Second, by requiring that the spouse exchange his or her shares in the company for cash, the buy/sell agreement ensures that the surviving spouse is not thrust into an active management or ownership role in the firm. That scenario would not serve anybody’s purposes unless the spouse already was active in the business.
Clay Gillespie, managing director of Rogers Group Financial Advisors Ltd. in Vancouver, says a buy/sell agreement also should spell out what happens to the clients of the deceased advisor. The document can state, for example, that those clients’ accounts will be taken over by other advisors in the firm. Rogers Group has buy/sell agreements with all of its advisors that specify that their clients will remain with the firm once the advisor is no longer practising.
Insurance is the easiest and most common way to fund a buy/sell agreement. The insurance benefit is used to purchase an advisor’s interest in the firm from his or her estate.

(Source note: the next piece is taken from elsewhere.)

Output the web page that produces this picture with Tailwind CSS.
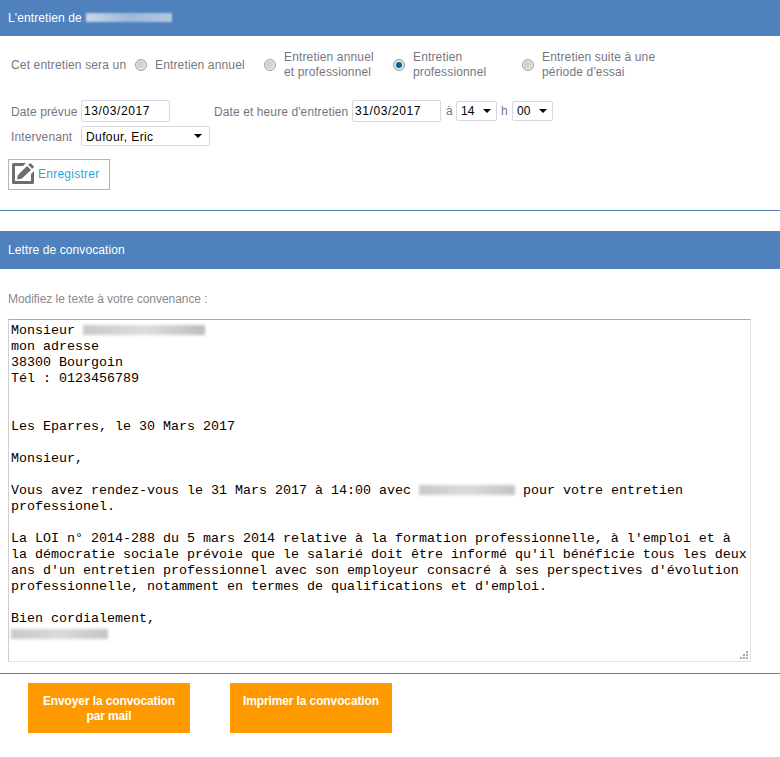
<!doctype html>
<html lang="fr">
<head>
<meta charset="utf-8">
<title>Entretien</title>
<script src="https://cdn.jsdelivr.net/npm/@tailwindcss/browser@4"></script>
</head>
<body class="bg-white">
<div class="w-[780px] h-[757px] overflow-hidden font-['Liberation_Sans',Arial,sans-serif] text-[12px] text-[#77767f]">

  <header class="h-[36px] bg-[#4f81bd] pl-[8px] flex items-center text-white tracking-[0.1px] pb-[1px]">
    <span>L'entretien de</span>
    <span class="ml-[4px] w-[86px] h-[9px] bg-gradient-to-r from-[#c9d8ea] via-[#9db8d8] to-[#b5c9e1] blur-[1px]"></span>
  </header>

  <section class="mt-[14px] h-[30px] pl-[11px] flex items-center tracking-[0.15px] leading-[15px]">
    <span class="w-[124px]">Cet entretien sera un</span>
    <span class="w-[12px] h-[12px] rounded-full border border-[#a0a0a0] bg-gradient-to-br from-[#c4c4c4] to-[#e4e4e4] shadow-[inset_0_0_0_1px_#efefef]"></span>
    <span class="ml-[8px] w-[109px]">Entretien annuel</span>
    <span class="w-[12px] h-[12px] rounded-full border border-[#a0a0a0] bg-gradient-to-br from-[#c4c4c4] to-[#e4e4e4] shadow-[inset_0_0_0_1px_#efefef]"></span>
    <span class="ml-[8px] w-[109px]">Entretien annuel<br>et professionnel</span>
    <span class="w-[12px] h-[12px] rounded-full border border-[#8a9aa8] bg-[#dfe6ea] flex items-center justify-center"><span class="w-[6px] h-[6px] rounded-full bg-[#0f5f94]"></span></span>
    <span class="ml-[8px] w-[109px]">Entretien<br>professionnel</span>
    <span class="w-[12px] h-[12px] rounded-full border border-[#a0a0a0] bg-gradient-to-br from-[#c4c4c4] to-[#e4e4e4] shadow-[inset_0_0_0_1px_#efefef]"></span>
    <span class="ml-[8px]">Entretien suite à une<br>période d'essai</span>
  </section>

  <section class="pl-[11px] mt-[20px]">
    <div class="flex items-center h-[22px] tracking-[0.1px]">
      <label class="w-[70px] pt-[2px]">Date prévue</label>
      <input value="13/03/2017" class="w-[89px] h-[22px] border border-[#d8d8e0] rounded-[2px] pl-[2px] text-black text-[12px] tracking-[0.6px]">
      <label class="ml-[44px] w-[138px] pt-[2px] whitespace-nowrap tracking-[0.1px]">Date et heure d'entretien</label>
      <input value="31/03/2017" class="w-[89px] h-[22px] border border-[#d8d8e0] rounded-[2px] pl-[2px] text-black text-[12px] tracking-[0.6px]">
      <span class="ml-[5px] w-[10px]">à</span>
      <div class="relative w-[41px] h-[20px] border border-[#d8d8e0] rounded-[2px] pl-[4px] flex items-center text-black">14
        <span class="absolute right-[5px] top-[7px] border-x-[4px] border-x-transparent border-t-[4px] border-t-black"></span>
      </div>
      <span class="ml-[4px] w-[11px]">h</span>
      <div class="relative w-[41px] h-[20px] border border-[#d8d8e0] rounded-[2px] pl-[4px] flex items-center text-black">00
        <span class="absolute right-[5px] top-[7px] border-x-[4px] border-x-transparent border-t-[4px] border-t-black"></span>
      </div>
    </div>
    <div class="flex items-center h-[20px] mt-[4px] tracking-[0.1px]">
      <label class="w-[70px] pt-[1px]">Intervenant</label>
      <div class="relative w-[129px] h-[20px] border border-[#d8d8e0] rounded-[2px] pl-[4px] pt-[1px] flex items-center text-black tracking-[0.4px]">Dufour, Eric
        <span class="absolute right-[7px] top-[7px] border-x-[4px] border-x-transparent border-t-[4px] border-t-black"></span>
      </div>
    </div>
  </section>

  <button class="ml-[8px] mt-[13px] w-[102px] h-[31px] border border-[#b5b5b5] flex items-center pl-[3px] pb-[1px] gap-[4px] text-[#1fa9dc] tracking-[0.25px]">
    <svg class="w-[22px] h-[22px]" viewBox="0 0 22 22" fill="#6e6e6e">
      <path d="M14 0H1.500A1.500 1.500 0 0 0 0 1.500V19.500A1.500 1.500 0 0 0 1.500 21H20.500A1.500 1.500 0 0 0 22 19.500V8l-3 3V18H3V3H11Z"/>
      <path d="M5 16.500L6 12 15 3 19 7 10 15.500Z"/>
      <path d="M16.200 1.800l1.300-1.300a1 1 0 0 1 1.400 0l2.600 2.600a1 1 0 0 1 0 1.400l-1.300 1.300Z"/>
    </svg>
    <span>Enregistrer</span>
  </button>

  <hr class="mt-[20px] border-0 h-[1px] bg-[#4f81bd]">

  <header class="mt-[20px] h-[38px] bg-[#4f81bd] pl-[8px] flex items-center text-white tracking-[0.1px]">Lettre de convocation</header>

  <p class="ml-[8px] mt-[23px] h-[14px] leading-[14px] text-[#8a8a8a] tracking-[-0.05px]">Modifiez le texte à votre convenance :</p>

  <div class="relative ml-[8px] mt-[13px] w-[743px] h-[343px] border border-[#e3e3e6] border-t-[#a9a9a9] border-l-[#cfcfcf] pl-[2px] pt-[3px] font-['Liberation_Mono','Courier_New',monospace] text-[13.333px] leading-[16px] text-black whitespace-pre overflow-hidden">Monsieur <span class="inline-block align-middle w-[122px] h-[10px] bg-gradient-to-r from-[#c9c9c9] via-[#dedede] to-[#bdbdbd] blur-[1.5px]"></span>
mon adresse
38300 Bourgoin
Tél : 0123456789


Les Eparres, le 30 Mars 2017

Monsieur,

Vous avez rendez-vous le 31 Mars 2017 à 14:00 avec <span class="inline-block align-middle w-[96px] h-[10px] bg-gradient-to-r from-[#c9c9c9] via-[#dadada] to-[#c4c4c4] blur-[1.5px]"></span> pour votre entretien
professionel.

La LOI n° 2014-288 du 5 mars 2014 relative à la formation professionnelle, à l'emploi et à
la démocratie sociale prévoie que le salarié doit être informé qu'il bénéficie tous les deux
ans d'un entretien professionnel avec son employeur consacré à ses perspectives d'évolution
professionnelle, notamment en termes de qualifications et d'emploi.

Bien cordialement,
<span class="inline-block align-middle w-[97px] h-[10px] bg-gradient-to-r from-[#c9c9c9] via-[#dadada] to-[#c4c4c4] blur-[1.5px]"></span>
    <svg class="absolute right-[2px] bottom-[2px] w-[9px] h-[9px]" viewBox="0 0 9 9" fill="#a8a8a8"><rect x="7" y="1" width="2" height="2"/><rect x="4" y="4" width="2" height="2"/><rect x="7" y="4" width="2" height="2"/><rect x="1" y="7" width="2" height="2"/><rect x="4" y="7" width="2" height="2"/><rect x="7" y="7" width="2" height="2"/></svg>
  </div>

  <hr class="mt-[11px] border-0 h-[1px] bg-[#4f81bd]">

  <div class="flex gap-[40px] pl-[28px] mt-[9px]">
    <button class="w-[162px] h-[50px] bg-[#ff9900] text-white font-bold leading-[15px] pt-[11px] flex justify-center items-start text-center tracking-[-0.12px]">Envoyer la convocation<br>par mail</button>
    <button class="w-[162px] h-[50px] bg-[#ff9900] text-white font-bold leading-[15px] pt-[11px] flex justify-center items-start text-center tracking-[-0.12px]">Imprimer la convocation</button>
  </div>
</div>
</body>
</html>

But insurance is not always a viable option. If your health is a question mark – because of high blood pressure or diabetes, for example – you might be uninsurable.
Don’t despair. You have several options at your disposal:
1. Look into a “rated” insurance policy. You’ll have to pay more for this type of policy because of your condition, but you’ll still have coverage.
2. Use cash from existing assets. Then, either pledge those assets to get a loan or liquidate those assets.
3. Self-insure. Set up a savings plan and put money into it every month to build up a reserve.
4. “Borrow a life.” If there is somebody else in your company who is approximately the same age as you, take out insurance on him or her. If that person dies first, your firm has the money needed in a lump sum. If you die first, the insurance on the other person will have built up a cash reserve, which can at least partially fund the buy/sell agreement.
5. Have the beneficiary take over. If your spouse happens to be in the financial advisory business, and he or she has the same level of knowledge and expertise as you do, arrange for him or her to move into your office and take over from you.